▶ Task inputs

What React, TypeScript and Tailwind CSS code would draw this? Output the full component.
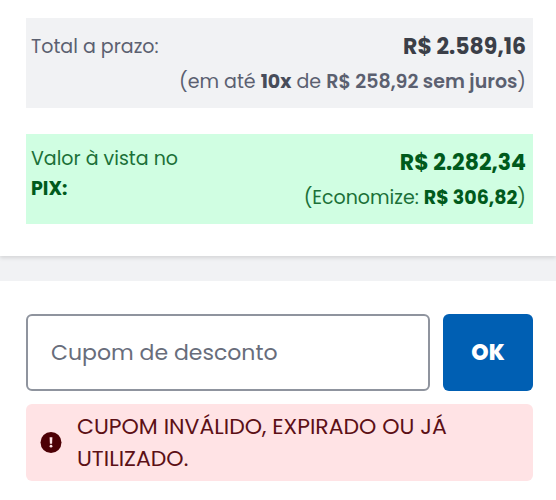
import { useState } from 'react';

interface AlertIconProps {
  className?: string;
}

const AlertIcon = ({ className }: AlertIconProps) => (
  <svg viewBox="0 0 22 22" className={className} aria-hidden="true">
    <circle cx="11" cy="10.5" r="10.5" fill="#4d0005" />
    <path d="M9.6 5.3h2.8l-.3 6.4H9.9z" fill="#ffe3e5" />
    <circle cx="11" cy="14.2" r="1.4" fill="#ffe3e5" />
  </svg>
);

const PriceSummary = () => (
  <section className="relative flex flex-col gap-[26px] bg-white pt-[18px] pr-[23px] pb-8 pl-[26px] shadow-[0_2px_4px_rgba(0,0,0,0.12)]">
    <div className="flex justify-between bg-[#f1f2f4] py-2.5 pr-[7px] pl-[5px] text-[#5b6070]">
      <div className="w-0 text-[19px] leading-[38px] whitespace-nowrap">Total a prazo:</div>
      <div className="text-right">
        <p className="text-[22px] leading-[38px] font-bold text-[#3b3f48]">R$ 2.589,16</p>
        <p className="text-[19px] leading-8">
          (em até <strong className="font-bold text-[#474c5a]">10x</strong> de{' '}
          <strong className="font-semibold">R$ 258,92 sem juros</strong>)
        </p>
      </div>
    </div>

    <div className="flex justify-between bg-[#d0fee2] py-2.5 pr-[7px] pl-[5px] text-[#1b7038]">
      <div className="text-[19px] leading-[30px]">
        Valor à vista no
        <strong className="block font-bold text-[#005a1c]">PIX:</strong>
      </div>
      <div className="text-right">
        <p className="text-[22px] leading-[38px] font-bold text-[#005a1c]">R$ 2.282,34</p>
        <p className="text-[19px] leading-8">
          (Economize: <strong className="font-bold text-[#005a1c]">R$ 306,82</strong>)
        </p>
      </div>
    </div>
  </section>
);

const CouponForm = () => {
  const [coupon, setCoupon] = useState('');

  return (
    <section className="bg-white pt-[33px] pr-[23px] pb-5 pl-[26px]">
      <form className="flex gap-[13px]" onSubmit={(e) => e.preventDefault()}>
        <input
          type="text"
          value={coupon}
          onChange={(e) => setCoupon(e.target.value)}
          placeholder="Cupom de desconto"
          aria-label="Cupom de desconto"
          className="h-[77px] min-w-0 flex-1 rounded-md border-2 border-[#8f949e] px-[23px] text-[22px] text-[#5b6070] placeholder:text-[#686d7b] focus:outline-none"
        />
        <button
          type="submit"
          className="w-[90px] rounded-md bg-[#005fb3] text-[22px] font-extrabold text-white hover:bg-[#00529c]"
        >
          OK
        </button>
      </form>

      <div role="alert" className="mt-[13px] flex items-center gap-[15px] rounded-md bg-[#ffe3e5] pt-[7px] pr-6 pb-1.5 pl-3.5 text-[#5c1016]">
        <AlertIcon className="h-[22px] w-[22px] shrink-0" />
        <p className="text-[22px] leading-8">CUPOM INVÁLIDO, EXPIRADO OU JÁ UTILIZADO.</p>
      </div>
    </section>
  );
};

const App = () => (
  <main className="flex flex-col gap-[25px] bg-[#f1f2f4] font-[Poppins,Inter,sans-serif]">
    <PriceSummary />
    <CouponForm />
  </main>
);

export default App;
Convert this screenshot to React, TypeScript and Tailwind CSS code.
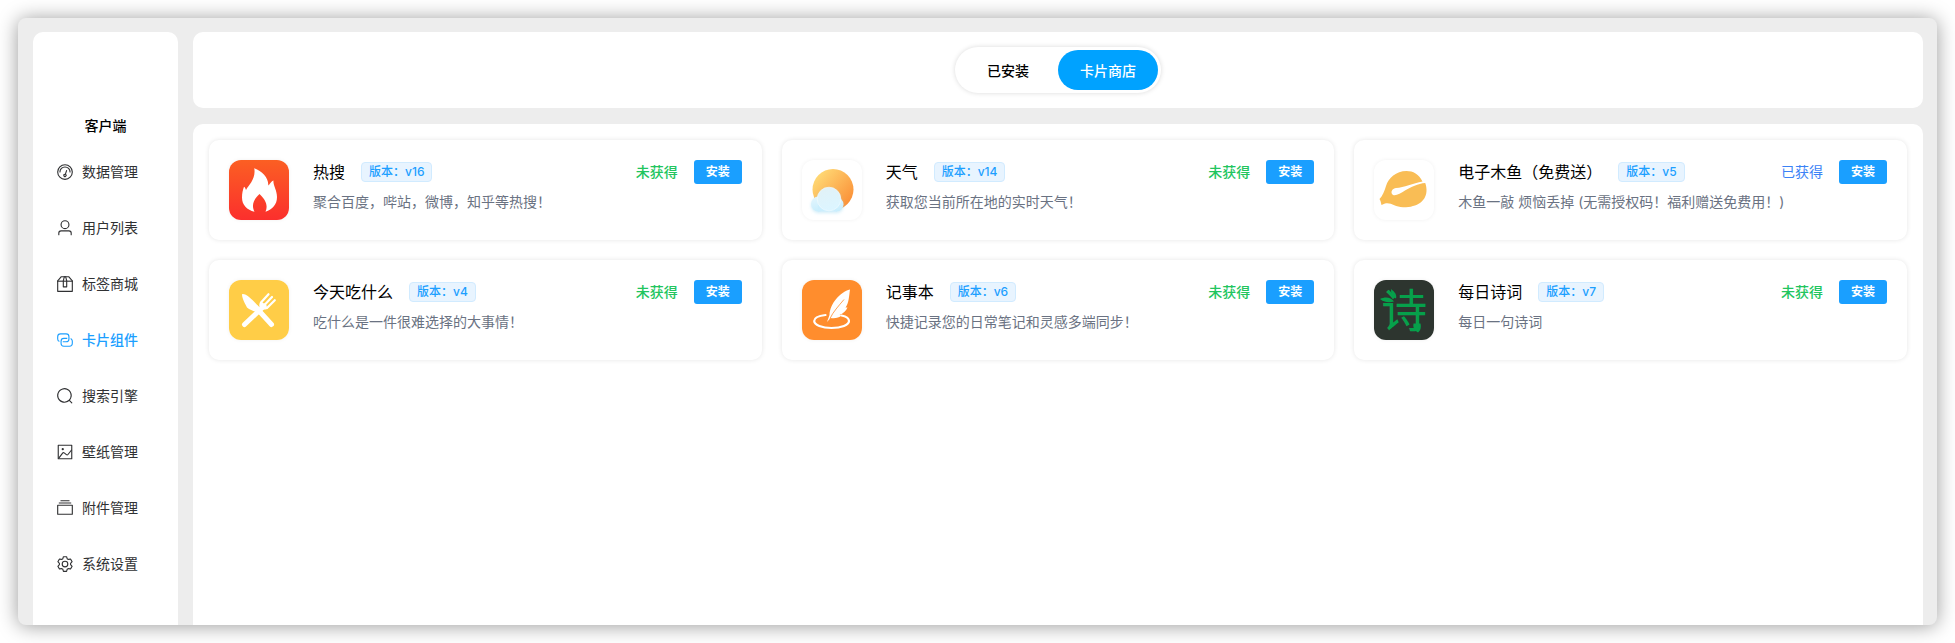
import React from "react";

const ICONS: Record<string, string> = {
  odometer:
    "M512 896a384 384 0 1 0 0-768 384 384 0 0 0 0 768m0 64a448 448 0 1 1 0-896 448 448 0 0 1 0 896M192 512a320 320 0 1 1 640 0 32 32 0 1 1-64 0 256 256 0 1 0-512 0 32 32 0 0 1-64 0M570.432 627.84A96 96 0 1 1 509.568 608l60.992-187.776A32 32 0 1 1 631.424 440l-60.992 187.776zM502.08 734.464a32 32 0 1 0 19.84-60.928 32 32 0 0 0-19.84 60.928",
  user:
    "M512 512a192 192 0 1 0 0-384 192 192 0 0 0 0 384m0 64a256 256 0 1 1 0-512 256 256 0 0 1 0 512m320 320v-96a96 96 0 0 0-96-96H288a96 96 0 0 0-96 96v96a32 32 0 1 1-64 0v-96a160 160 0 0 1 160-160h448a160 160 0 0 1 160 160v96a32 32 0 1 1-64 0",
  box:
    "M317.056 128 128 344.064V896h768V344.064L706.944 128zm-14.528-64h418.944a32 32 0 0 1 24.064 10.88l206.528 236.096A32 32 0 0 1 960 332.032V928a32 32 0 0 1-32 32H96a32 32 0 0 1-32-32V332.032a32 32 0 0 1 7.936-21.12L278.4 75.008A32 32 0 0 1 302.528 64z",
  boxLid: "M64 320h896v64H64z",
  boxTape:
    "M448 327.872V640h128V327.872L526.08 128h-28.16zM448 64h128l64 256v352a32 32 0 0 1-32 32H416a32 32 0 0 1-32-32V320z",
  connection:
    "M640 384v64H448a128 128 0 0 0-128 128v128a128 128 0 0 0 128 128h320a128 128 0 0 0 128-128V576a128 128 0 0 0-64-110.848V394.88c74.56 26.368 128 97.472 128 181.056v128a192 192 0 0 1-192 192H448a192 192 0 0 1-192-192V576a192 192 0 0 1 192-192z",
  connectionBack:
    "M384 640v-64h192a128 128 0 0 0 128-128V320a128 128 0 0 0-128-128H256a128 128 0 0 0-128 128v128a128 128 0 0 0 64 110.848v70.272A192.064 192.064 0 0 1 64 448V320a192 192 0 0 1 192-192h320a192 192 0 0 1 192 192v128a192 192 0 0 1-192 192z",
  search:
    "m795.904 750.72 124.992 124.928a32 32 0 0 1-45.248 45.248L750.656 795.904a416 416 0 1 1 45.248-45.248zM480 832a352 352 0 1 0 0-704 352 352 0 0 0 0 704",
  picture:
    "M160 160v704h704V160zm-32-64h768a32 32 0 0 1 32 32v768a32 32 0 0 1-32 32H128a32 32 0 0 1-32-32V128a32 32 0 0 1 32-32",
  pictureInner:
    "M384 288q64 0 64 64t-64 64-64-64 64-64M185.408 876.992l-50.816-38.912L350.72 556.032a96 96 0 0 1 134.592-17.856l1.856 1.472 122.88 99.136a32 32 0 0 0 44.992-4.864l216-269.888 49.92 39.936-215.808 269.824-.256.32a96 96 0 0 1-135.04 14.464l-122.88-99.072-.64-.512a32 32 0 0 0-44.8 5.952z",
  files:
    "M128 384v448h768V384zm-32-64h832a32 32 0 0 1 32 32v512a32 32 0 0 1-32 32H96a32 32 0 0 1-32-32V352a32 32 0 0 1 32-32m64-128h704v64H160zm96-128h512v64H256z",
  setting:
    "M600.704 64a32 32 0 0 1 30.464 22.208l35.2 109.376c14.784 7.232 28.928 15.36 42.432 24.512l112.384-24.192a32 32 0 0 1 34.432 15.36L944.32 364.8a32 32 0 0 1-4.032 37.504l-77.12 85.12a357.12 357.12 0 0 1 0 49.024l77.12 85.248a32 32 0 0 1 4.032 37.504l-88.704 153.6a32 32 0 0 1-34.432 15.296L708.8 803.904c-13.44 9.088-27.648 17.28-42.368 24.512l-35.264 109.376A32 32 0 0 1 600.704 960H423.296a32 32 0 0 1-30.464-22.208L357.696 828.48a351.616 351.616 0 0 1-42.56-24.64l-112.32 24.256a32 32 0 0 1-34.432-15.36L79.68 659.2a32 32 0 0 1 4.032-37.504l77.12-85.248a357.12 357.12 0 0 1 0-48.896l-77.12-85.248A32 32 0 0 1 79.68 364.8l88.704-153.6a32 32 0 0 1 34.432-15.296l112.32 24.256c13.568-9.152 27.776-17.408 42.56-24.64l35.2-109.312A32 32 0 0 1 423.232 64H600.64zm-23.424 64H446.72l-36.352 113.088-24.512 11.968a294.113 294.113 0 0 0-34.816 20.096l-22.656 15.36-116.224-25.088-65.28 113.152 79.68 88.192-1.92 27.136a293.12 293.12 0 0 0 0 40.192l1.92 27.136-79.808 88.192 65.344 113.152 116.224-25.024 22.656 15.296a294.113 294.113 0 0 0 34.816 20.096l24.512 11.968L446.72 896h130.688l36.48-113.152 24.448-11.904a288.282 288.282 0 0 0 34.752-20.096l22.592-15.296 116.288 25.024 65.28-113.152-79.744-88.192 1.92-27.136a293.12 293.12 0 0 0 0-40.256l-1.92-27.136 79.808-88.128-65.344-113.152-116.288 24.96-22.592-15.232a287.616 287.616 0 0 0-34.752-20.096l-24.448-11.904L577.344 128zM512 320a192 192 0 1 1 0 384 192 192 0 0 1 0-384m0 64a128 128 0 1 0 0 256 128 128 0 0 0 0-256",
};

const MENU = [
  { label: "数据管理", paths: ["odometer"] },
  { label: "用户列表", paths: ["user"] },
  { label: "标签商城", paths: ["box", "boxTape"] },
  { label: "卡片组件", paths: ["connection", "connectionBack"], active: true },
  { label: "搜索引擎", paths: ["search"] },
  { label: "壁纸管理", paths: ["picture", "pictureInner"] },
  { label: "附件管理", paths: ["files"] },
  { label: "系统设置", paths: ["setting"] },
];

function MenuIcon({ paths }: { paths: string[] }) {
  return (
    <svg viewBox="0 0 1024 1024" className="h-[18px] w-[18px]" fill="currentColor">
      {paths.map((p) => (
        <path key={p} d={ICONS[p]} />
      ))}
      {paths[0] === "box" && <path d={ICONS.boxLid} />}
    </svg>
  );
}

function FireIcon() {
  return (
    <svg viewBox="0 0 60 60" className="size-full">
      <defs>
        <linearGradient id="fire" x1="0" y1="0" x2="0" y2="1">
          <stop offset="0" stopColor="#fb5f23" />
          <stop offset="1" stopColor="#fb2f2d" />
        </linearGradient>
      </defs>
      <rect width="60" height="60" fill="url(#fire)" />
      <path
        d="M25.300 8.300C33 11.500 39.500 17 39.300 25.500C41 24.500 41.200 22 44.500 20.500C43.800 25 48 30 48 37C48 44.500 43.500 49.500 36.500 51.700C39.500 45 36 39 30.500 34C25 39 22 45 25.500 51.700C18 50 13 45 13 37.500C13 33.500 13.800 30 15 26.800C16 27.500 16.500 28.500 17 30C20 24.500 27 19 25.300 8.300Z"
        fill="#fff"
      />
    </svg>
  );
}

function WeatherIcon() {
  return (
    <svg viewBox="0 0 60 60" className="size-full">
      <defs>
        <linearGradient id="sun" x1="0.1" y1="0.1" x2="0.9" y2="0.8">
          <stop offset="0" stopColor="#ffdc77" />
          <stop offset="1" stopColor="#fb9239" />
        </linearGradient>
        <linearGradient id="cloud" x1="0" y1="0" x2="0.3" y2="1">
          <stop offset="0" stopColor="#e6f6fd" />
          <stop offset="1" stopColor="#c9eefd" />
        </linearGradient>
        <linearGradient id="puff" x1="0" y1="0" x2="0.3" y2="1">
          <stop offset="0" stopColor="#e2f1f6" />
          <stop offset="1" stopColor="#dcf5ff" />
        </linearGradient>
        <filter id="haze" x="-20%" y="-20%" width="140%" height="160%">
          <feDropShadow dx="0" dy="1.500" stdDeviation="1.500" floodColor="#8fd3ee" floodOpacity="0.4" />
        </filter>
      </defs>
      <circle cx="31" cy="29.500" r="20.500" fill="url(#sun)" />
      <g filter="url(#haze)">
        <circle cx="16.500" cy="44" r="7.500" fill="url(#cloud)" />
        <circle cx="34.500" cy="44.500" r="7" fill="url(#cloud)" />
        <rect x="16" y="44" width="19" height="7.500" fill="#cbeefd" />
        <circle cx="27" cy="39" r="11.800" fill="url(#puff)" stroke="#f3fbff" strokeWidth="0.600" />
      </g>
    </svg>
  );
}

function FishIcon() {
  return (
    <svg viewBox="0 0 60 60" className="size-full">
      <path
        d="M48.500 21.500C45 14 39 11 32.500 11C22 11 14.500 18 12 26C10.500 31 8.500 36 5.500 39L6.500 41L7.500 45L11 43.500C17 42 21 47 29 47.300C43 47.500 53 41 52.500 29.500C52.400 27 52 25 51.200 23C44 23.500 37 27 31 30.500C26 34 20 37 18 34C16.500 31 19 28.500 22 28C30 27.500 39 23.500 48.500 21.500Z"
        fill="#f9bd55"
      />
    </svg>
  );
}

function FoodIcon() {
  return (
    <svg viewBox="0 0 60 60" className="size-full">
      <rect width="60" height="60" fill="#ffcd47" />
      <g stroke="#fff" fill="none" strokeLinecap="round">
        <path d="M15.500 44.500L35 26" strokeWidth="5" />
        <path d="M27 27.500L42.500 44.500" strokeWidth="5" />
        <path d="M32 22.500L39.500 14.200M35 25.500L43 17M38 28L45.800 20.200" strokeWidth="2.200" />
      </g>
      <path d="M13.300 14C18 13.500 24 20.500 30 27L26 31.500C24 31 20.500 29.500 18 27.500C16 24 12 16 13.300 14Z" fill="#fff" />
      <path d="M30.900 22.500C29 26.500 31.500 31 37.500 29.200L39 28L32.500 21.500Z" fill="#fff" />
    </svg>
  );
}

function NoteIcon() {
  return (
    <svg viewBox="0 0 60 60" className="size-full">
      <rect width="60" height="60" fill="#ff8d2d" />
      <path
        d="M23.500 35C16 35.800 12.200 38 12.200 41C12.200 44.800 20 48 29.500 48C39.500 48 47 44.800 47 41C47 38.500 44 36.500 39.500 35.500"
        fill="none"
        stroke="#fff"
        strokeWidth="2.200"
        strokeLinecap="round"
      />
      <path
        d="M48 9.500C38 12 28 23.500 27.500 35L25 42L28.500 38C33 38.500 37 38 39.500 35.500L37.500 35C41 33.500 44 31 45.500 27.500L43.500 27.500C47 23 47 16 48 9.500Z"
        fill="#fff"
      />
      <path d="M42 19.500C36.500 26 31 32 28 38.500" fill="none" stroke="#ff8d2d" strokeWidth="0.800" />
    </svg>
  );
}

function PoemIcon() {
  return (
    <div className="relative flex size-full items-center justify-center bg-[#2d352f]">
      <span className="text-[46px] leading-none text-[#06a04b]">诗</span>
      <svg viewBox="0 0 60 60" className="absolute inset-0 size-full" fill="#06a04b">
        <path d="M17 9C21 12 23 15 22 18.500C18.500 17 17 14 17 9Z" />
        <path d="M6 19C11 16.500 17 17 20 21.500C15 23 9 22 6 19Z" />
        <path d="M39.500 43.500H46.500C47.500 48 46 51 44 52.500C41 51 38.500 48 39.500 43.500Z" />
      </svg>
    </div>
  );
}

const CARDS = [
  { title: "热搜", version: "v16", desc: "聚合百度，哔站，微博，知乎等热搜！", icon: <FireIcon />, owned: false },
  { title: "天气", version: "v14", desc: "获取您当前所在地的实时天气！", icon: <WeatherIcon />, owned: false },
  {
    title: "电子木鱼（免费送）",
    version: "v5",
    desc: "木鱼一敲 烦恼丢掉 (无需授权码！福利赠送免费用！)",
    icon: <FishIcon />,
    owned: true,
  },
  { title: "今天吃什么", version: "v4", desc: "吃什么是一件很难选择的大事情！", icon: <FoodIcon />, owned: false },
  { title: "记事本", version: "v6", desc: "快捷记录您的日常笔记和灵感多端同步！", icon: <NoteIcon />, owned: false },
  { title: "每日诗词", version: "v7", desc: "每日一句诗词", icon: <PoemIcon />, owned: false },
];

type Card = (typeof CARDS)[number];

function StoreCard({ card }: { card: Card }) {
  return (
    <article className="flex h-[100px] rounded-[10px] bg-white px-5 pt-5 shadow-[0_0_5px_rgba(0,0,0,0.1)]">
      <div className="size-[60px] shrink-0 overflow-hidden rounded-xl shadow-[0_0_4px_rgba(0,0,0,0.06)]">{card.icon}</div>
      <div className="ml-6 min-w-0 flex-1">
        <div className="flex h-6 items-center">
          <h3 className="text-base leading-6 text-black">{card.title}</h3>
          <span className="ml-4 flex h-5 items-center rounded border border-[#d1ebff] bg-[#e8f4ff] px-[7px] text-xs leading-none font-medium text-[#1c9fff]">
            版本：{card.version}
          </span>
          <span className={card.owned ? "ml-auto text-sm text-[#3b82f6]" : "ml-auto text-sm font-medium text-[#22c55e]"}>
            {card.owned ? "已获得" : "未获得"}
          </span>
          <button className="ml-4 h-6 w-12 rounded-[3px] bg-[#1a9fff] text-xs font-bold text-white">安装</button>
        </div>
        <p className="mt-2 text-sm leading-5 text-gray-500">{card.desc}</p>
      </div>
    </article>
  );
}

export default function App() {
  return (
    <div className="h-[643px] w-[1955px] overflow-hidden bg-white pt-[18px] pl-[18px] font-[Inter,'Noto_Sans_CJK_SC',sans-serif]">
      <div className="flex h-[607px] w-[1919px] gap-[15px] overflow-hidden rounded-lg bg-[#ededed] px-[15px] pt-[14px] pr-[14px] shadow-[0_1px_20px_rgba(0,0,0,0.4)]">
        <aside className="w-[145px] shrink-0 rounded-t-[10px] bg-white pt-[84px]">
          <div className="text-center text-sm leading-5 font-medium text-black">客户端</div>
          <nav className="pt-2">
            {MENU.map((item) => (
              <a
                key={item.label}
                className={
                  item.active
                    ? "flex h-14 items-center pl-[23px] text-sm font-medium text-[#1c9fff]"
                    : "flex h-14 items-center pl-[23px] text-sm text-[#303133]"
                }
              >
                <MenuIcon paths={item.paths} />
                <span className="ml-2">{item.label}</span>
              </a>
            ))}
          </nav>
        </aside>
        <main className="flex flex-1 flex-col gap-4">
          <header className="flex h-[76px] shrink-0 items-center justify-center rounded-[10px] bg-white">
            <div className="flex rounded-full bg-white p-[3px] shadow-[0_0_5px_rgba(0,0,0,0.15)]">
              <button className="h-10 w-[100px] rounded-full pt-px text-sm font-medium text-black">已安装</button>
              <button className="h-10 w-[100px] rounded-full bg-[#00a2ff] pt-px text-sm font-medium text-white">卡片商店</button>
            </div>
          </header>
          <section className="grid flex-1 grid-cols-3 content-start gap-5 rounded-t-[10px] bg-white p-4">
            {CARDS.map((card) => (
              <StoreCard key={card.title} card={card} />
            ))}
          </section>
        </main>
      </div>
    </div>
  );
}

▶ What this task involves
Retype the section that opens with the line holding "Convert this screenshot" and closes with the line holding "import React from", exactly as it reads, without any pictures.

▶ Expected output
Convert this screenshot to React, TypeScript and Tailwind CSS code.
import React from "react";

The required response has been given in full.